Quote the listing below in full and exactly as written, but omit every picture.

begin

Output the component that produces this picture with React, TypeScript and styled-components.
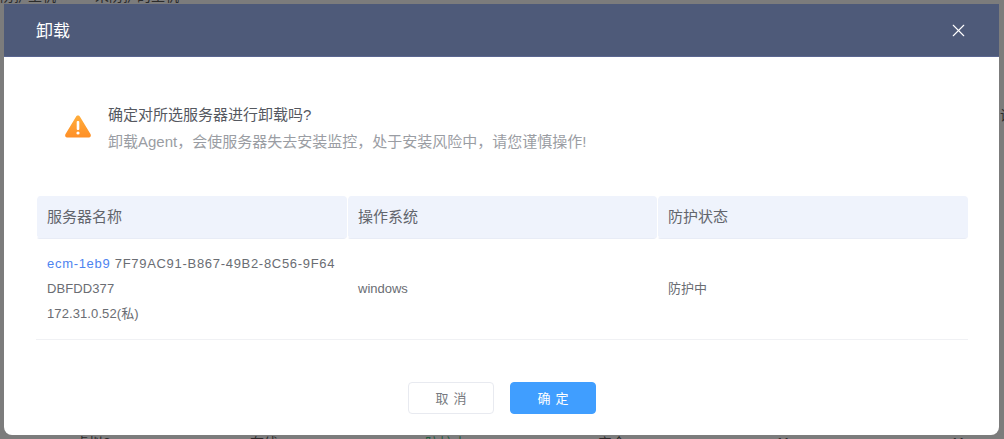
import React from 'react'
import styled, { createGlobalStyle } from 'styled-components'
import { X } from 'lucide-react'

const FONT = `"Liberation Sans", "Noto Sans CJK SC", sans-serif`

const GlobalStyle = createGlobalStyle`
  html, body {
    margin: 0;
    padding: 0;
    background: #7c7c7c;
    font-family: ${FONT};
  }
`

const Page = styled.div`
  width: 1004px;
  height: 439px;
  position: relative;
  overflow: hidden;
  background: #7c7c7c;
`

const Behind = styled.div`
  height: 100%;
  display: flex;
  flex-direction: column;
  justify-content: space-between;
  font-size: 14px;
  line-height: 16px;
  color: #2b2b2b;
`

const BehindRow = styled.div<{ $edge: 'top' | 'bottom' }>`
  height: 4px;
  overflow: hidden;
  display: flex;
  align-items: ${({ $edge }) => ($edge === 'top' ? 'flex-end' : 'flex-start')};
`

const BehindText = styled.span<{ $width: number; $green?: boolean }>`
  flex: none;
  width: ${({ $width }) => $width}px;
  white-space: nowrap;
  color: ${({ $green }) => ($green ? '#1f5a3c' : 'inherit')};
`

const BehindGlyph = styled.div`
  height: 16px;
  padding-left: 1000px;
  white-space: nowrap;
  margin-top: -210px;
`

const Modal = styled.div`
  position: absolute;
  left: 4px;
  top: 4px;
  width: 995px;
  height: 431px;
  display: flex;
  flex-direction: column;
  background: #fff;
  border-radius: 0 0 8px 8px;
  overflow: hidden;
`

const Header = styled.div`
  height: 53px;
  flex: none;
  box-sizing: border-box;
  display: flex;
  align-items: center;
  justify-content: space-between;
  padding: 0 30px 0 32px;
  background: #4e5a79;
  border-bottom: 1px solid #5a6690;
  color: #fff;
  font-size: 17px;
`

const HeaderTitle = styled.span`
  margin-top: -2px;
`

const CloseIcon = styled(X)`
  width: 21px;
  height: 21px;
  color: #fff;
`

const Body = styled.div`
  flex: 1;
  display: flex;
  flex-direction: column;
  padding: 0 32px;
`

const Notice = styled.div`
  display: flex;
  align-items: flex-start;
  gap: 16px;
  padding: 48px 0 0 28px;
  height: 139px;
  box-sizing: border-box;
`

const WarnIcon = styled.svg`
  width: 28px;
  height: 24px;
  margin-top: 9px;
  flex: none;
`

const NoticeText = styled.div`
  display: flex;
  flex-direction: column;
  gap: 8px;
`

const NoticeTitle = styled.div`
  font-size: 15px;
  line-height: 19px;
  color: #55585f;
`

const NoticeDesc = styled.div`
  font-size: 15px;
  line-height: 19px;
  color: #9a9da3;
`

const Table = styled.div`
  display: grid;
  grid-template-columns: 311px 310px 311px;
  margin-right: -1px;
`

const HeadCell = styled.div`
  height: 43px;
  display: flex;
  align-items: center;
  padding: 0 0 3px 10px;
  background: #eff3fc;
  background-clip: padding-box;
  border-bottom: 1px solid #e8ecf6;
  border-left: 1px solid #fff;
  box-sizing: border-box;
  border-radius: 4px;
  font-size: 15px;
  color: #62656c;
`

const Cell = styled.div`
  height: 101px;
  display: flex;
  flex-direction: column;
  justify-content: center;
  padding: 0 0 2px 11px;
  box-sizing: border-box;
  border-bottom: 1px solid #f0f1f4;
  font-size: 13px;
  line-height: 25px;
  color: #6a6d73;
`

const NameLine = styled.div<{ $wide?: boolean }>`
  white-space: nowrap;
  letter-spacing: ${({ $wide }) => ($wide ? '0.7px' : '0.1px')};
`

const ServerLink = styled.span`
  color: #4d84f0;
`

const Footer = styled.div`
  display: flex;
  justify-content: center;
  gap: 16px;
  margin-top: 42px;
`

const Button = styled.button<{ $primary?: boolean }>`
  width: 86px;
  height: 32px;
  box-sizing: border-box;
  padding: 0 0 1px 6px;
  border-radius: 4px;
  border: 1px solid ${({ $primary }) => ($primary ? '#409eff' : '#e8eaf0')};
  background: ${({ $primary }) => ($primary ? '#409eff' : '#fff')};
  color: ${({ $primary }) => ($primary ? '#fff' : '#777a80')};
  font-family: ${FONT};
  font-size: 13px;
  letter-spacing: 5px;
`

export default function App() {
  return (
    <Page>
      <GlobalStyle />
      <Behind>
        <BehindRow $edge="top">
          <BehindText $width={95}>防护主机</BehindText>
          <BehindText $width={200}>未防护的主机</BehindText>
        </BehindRow>
        <BehindGlyph>设</BehindGlyph>
        <BehindRow $edge="bottom">
          <BehindText $width={75}></BehindText>
          <BehindText $width={175}>虚拟2</BehindText>
          <BehindText $width={175}>在线</BehindText>
          <BehindText $width={173} $green>防护中</BehindText>
          <BehindText $width={178}>安全</BehindText>
          <BehindText $width={175}>11</BehindText>
          <BehindText $width={20}>11</BehindText>
        </BehindRow>
      </Behind>
      <Modal>
        <Header>
          <HeaderTitle>卸载</HeaderTitle>
          <CloseIcon strokeWidth={1.3} />
        </Header>
        <Body>
          <Notice>
            <WarnIcon viewBox="0 0 28 24">
              <defs>
                <linearGradient id="warn" x1="0" y1="0" x2="0" y2="1">
                  <stop offset="0" stopColor="#ffad3b" />
                  <stop offset="1" stopColor="#ff8f26" />
                </linearGradient>
              </defs>
              <path
                d="M14 1.5c.9 0 1.6.5 2 1.2l10.6 17.6c.8 1.4-.1 3.2-1.8 3.2H3.2c-1.7 0-2.6-1.8-1.8-3.2L12 2.7c.4-.7 1.1-1.2 2-1.2z"
                fill="url(#warn)"
              />
              <rect x="12.7" y="7" width="2.6" height="9" rx="1" fill="#fff" />
              <circle cx="14" cy="19" r="1.6" fill="#fff" />
            </WarnIcon>
            <NoticeText>
              <NoticeTitle>确定对所选服务器进行卸载吗?</NoticeTitle>
              <NoticeDesc>卸载Agent，会使服务器失去安装监控，处于安装风险中，请您谨慎操作!</NoticeDesc>
            </NoticeText>
          </Notice>
          <Table>
            <HeadCell>服务器名称</HeadCell>
            <HeadCell>操作系统</HeadCell>
            <HeadCell>防护状态</HeadCell>
            <Cell>
              <NameLine $wide>
                <ServerLink>ecm-1eb9</ServerLink> 7F79AC91-B867-49B2-8C56-9F64
              </NameLine>
              <NameLine>DBFDD377</NameLine>
              <NameLine>172.31.0.52(私)</NameLine>
            </Cell>
            <Cell>windows</Cell>
            <Cell>防护中</Cell>
          </Table>
          <Footer>
            <Button>取消</Button>
            <Button $primary>确定</Button>
          </Footer>
        </Body>
      </Modal>
    </Page>
  )
}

end

FINISHED TASK -
Output the component that produces this picture with React, TypeScript and styled-components.
import React from 'react'
import styled, { createGlobalStyle } from 'styled-components'
import { X } from 'lucide-react'

const FONT = `"Liberation Sans", "Noto Sans CJK SC", sans-serif`

const GlobalStyle = createGlobalStyle`
  html, body {
    margin: 0;
    padding: 0;
    background: #7c7c7c;
    font-family: ${FONT};
  }
`

const Page = styled.div`
  width: 1004px;
  height: 439px;
  position: relative;
  overflow: hidden;
  background: #7c7c7c;
`

const Behind = styled.div`
  height: 100%;
  display: flex;
  flex-direction: column;
  justify-content: space-between;
  font-size: 14px;
  line-height: 16px;
  color: #2b2b2b;
`

const BehindRow = styled.div<{ $edge: 'top' | 'bottom' }>`
  height: 4px;
  overflow: hidden;
  display: flex;
  align-items: ${({ $edge }) => ($edge === 'top' ? 'flex-end' : 'flex-start')};
`

const BehindText = styled.span<{ $width: number; $green?: boolean }>`
  flex: none;
  width: ${({ $width }) => $width}px;
  white-space: nowrap;
  color: ${({ $green }) => ($green ? '#1f5a3c' : 'inherit')};
`

const BehindGlyph = styled.div`
  height: 16px;
  padding-left: 1000px;
  white-space: nowrap;
  margin-top: -210px;
`

const Modal = styled.div`
  position: absolute;
  left: 4px;
  top: 4px;
  width: 995px;
  height: 431px;
  display: flex;
  flex-direction: column;
  background: #fff;
  border-radius: 0 0 8px 8px;
  overflow: hidden;
`

const Header = styled.div`
  height: 53px;
  flex: none;
  box-sizing: border-box;
  display: flex;
  align-items: center;
  justify-content: space-between;
  padding: 0 30px 0 32px;
  background: #4e5a79;
  border-bottom: 1px solid #5a6690;
  color: #fff;
  font-size: 17px;
`

const HeaderTitle = styled.span`
  margin-top: -2px;
`

const CloseIcon = styled(X)`
  width: 21px;
  height: 21px;
  color: #fff;
`

const Body = styled.div`
  flex: 1;
  display: flex;
  flex-direction: column;
  padding: 0 32px;
`

const Notice = styled.div`
  display: flex;
  align-items: flex-start;
  gap: 16px;
  padding: 48px 0 0 28px;
  height: 139px;
  box-sizing: border-box;
`

const WarnIcon = styled.svg`
  width: 28px;
  height: 24px;
  margin-top: 9px;
  flex: none;
`

const NoticeText = styled.div`
  display: flex;
  flex-direction: column;
  gap: 8px;
`

const NoticeTitle = styled.div`
  font-size: 15px;
  line-height: 19px;
  color: #55585f;
`

const NoticeDesc = styled.div`
  font-size: 15px;
  line-height: 19px;
  color: #9a9da3;
`

const Table = styled.div`
  display: grid;
  grid-template-columns: 311px 310px 311px;
  margin-right: -1px;
`

const HeadCell = styled.div`
  height: 43px;
  display: flex;
  align-items: center;
  padding: 0 0 3px 10px;
  background: #eff3fc;
  background-clip: padding-box;
  border-bottom: 1px solid #e8ecf6;
  border-left: 1px solid #fff;
  box-sizing: border-box;
  border-radius: 4px;
  font-size: 15px;
  color: #62656c;
`

const Cell = styled.div`
  height: 101px;
  display: flex;
  flex-direction: column;
  justify-content: center;
  padding: 0 0 2px 11px;
  box-sizing: border-box;
  border-bottom: 1px solid #f0f1f4;
  font-size: 13px;
  line-height: 25px;
  color: #6a6d73;
`

const NameLine = styled.div<{ $wide?: boolean }>`
  white-space: nowrap;
  letter-spacing: ${({ $wide }) => ($wide ? '0.7px' : '0.1px')};
`

const ServerLink = styled.span`
  color: #4d84f0;
`

const Footer = styled.div`
  display: flex;
  justify-content: center;
  gap: 16px;
  margin-top: 42px;
`

const Button = styled.button<{ $primary?: boolean }>`
  width: 86px;
  height: 32px;
  box-sizing: border-box;
  padding: 0 0 1px 6px;
  border-radius: 4px;
  border: 1px solid ${({ $primary }) => ($primary ? '#409eff' : '#e8eaf0')};
  background: ${({ $primary }) => ($primary ? '#409eff' : '#fff')};
  color: ${({ $primary }) => ($primary ? '#fff' : '#777a80')};
  font-family: ${FONT};
  font-size: 13px;
  letter-spacing: 5px;
`

export default function App() {
  return (
    <Page>
      <GlobalStyle />
      <Behind>
        <BehindRow $edge="top">
          <BehindText $width={95}>防护主机</BehindText>
          <BehindText $width={200}>未防护的主机</BehindText>
        </BehindRow>
        <BehindGlyph>设</BehindGlyph>
        <BehindRow $edge="bottom">
          <BehindText $width={75}></BehindText>
          <BehindText $width={175}>虚拟2</BehindText>
          <BehindText $width={175}>在线</BehindText>
          <BehindText $width={173} $green>防护中</BehindText>
          <BehindText $width={178}>安全</BehindText>
          <BehindText $width={175}>11</BehindText>
          <BehindText $width={20}>11</BehindText>
        </BehindRow>
      </Behind>
      <Modal>
        <Header>
          <HeaderTitle>卸载</HeaderTitle>
          <CloseIcon strokeWidth={1.3} />
        </Header>
        <Body>
          <Notice>
            <WarnIcon viewBox="0 0 28 24">
              <defs>
                <linearGradient id="warn" x1="0" y1="0" x2="0" y2="1">
                  <stop offset="0" stopColor="#ffad3b" />
                  <stop offset="1" stopColor="#ff8f26" />
                </linearGradient>
              </defs>
              <path
                d="M14 1.5c.9 0 1.6.5 2 1.2l10.6 17.6c.8 1.4-.1 3.2-1.8 3.2H3.2c-1.7 0-2.6-1.8-1.8-3.2L12 2.7c.4-.7 1.1-1.2 2-1.2z"
                fill="url(#warn)"
              />
              <rect x="12.7" y="7" width="2.6" height="9" rx="1" fill="#fff" />
              <circle cx="14" cy="19" r="1.6" fill="#fff" />
            </WarnIcon>
            <NoticeText>
              <NoticeTitle>确定对所选服务器进行卸载吗?</NoticeTitle>
              <NoticeDesc>卸载Agent，会使服务器失去安装监控，处于安装风险中，请您谨慎操作!</NoticeDesc>
            </NoticeText>
          </Notice>
          <Table>
            <HeadCell>服务器名称</HeadCell>
            <HeadCell>操作系统</HeadCell>
            <HeadCell>防护状态</HeadCell>
            <Cell>
              <NameLine $wide>
                <ServerLink>ecm-1eb9</ServerLink> 7F79AC91-B867-49B2-8C56-9F64
              </NameLine>
              <NameLine>DBFDD377</NameLine>
              <NameLine>172.31.0.52(私)</NameLine>
            </Cell>
            <Cell>windows</Cell>
            <Cell>防护中</Cell>
          </Table>
          <Footer>
            <Button>取消</Button>
            <Button $primary>确定</Button>
          </Footer>
        </Body>
      </Modal>
    </Page>
  )
}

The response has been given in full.